Another way to expand the knowledge and use of UDAP statutes is to participate in educational programs to inform the bar and judges as to the expansive use and legislative intent behind the state’s UDAP statute. Attorneys should also consider joining the consumer section of the state bar association and participating in any newsletter or other publications of that section.

Another idea is to write or encourage others to write a consumer law manual or law review articles that interpret the state UDAP statute and that can be cited in later cases. It is helpful to develop a working relationship with the state attorney general’s consumer protection division, the local or state consumer protection agency, and the regional office of the Federal Trade Commission, thus keeping abreast of recent case decisions and consumer problems.

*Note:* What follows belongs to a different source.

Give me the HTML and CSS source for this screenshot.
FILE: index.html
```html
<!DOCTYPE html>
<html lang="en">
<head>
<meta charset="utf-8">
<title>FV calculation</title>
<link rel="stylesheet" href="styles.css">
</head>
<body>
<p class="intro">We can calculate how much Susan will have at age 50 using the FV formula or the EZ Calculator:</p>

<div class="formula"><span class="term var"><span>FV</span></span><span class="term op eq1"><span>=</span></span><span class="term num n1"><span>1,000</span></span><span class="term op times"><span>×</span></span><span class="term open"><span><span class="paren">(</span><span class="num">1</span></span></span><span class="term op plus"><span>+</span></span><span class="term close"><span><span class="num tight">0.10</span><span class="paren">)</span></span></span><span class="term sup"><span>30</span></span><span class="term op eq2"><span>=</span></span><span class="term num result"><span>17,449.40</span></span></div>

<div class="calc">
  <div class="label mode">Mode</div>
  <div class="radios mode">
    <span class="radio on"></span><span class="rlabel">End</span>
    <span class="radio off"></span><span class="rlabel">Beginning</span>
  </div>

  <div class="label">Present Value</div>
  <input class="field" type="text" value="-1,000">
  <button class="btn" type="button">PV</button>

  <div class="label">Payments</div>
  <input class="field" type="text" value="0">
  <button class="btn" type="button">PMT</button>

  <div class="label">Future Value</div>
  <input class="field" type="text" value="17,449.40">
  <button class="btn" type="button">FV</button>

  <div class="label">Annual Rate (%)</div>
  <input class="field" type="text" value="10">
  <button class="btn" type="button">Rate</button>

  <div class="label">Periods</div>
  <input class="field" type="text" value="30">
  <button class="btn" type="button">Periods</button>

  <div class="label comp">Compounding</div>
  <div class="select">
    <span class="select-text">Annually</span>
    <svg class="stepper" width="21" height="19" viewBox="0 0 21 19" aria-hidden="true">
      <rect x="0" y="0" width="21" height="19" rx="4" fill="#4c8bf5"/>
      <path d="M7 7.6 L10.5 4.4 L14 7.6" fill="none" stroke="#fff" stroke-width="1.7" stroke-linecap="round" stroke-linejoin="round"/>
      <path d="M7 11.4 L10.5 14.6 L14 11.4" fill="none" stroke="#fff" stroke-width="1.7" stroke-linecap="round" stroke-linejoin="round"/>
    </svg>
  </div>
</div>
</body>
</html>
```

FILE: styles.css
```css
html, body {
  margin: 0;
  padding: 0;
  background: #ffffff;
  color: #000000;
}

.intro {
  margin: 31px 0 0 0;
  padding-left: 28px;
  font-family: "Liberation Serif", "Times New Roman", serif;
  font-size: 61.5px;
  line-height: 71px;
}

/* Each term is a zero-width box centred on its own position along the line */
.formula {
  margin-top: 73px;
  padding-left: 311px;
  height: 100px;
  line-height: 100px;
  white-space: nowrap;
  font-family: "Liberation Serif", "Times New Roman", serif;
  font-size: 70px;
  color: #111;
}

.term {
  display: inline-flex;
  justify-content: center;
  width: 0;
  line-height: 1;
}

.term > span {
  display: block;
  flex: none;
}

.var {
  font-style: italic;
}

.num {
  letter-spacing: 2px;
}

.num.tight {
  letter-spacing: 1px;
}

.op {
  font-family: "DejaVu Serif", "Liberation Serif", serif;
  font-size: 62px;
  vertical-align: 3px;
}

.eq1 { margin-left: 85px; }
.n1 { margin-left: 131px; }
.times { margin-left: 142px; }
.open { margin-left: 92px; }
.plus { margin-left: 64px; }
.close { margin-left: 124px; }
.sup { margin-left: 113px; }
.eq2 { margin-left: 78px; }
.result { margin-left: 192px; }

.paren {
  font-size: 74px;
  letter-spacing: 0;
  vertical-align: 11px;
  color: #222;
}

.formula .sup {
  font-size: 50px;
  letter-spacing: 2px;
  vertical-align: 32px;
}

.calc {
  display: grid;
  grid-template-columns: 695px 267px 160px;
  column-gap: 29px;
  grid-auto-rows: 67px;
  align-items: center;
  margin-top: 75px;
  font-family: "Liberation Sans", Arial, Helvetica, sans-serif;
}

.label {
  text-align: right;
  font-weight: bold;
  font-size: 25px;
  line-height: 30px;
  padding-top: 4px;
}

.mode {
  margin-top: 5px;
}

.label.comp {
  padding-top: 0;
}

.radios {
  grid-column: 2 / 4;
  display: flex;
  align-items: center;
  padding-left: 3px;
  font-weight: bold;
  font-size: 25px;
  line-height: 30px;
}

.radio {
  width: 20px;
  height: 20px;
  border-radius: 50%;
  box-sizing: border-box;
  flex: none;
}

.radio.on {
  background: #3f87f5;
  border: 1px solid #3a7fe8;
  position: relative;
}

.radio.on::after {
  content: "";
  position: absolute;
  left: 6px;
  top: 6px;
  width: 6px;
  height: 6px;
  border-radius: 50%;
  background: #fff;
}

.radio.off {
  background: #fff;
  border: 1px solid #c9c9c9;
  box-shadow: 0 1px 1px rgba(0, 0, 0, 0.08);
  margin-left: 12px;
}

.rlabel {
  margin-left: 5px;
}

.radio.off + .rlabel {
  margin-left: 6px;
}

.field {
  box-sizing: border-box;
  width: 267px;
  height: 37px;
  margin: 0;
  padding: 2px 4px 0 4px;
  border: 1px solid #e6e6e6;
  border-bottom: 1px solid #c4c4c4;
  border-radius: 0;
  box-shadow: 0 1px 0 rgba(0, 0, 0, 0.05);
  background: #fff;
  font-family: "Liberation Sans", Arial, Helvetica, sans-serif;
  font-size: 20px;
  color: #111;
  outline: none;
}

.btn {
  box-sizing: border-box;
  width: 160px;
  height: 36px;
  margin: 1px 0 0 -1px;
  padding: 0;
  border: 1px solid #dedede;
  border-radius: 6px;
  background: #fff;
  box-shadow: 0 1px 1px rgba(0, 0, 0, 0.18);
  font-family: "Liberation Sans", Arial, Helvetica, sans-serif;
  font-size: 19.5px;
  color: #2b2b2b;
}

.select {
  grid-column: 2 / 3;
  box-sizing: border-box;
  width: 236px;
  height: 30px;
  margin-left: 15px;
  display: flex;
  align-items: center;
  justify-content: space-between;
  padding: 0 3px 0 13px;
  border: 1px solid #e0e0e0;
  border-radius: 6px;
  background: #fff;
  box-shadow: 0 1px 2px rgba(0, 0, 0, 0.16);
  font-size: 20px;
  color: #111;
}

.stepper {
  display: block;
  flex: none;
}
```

Expert witnesses are often critical to a UDAP case, but they may be difficult to find. It is helpful to locate expert witnesses in areas of common consumer abuse, such as automobile condition and home improvements, in advance of actual cases. The attorney can also gather other helpful factual material, such as standards for various consumer goods and services promulgated by governmental bodies and trade organizations.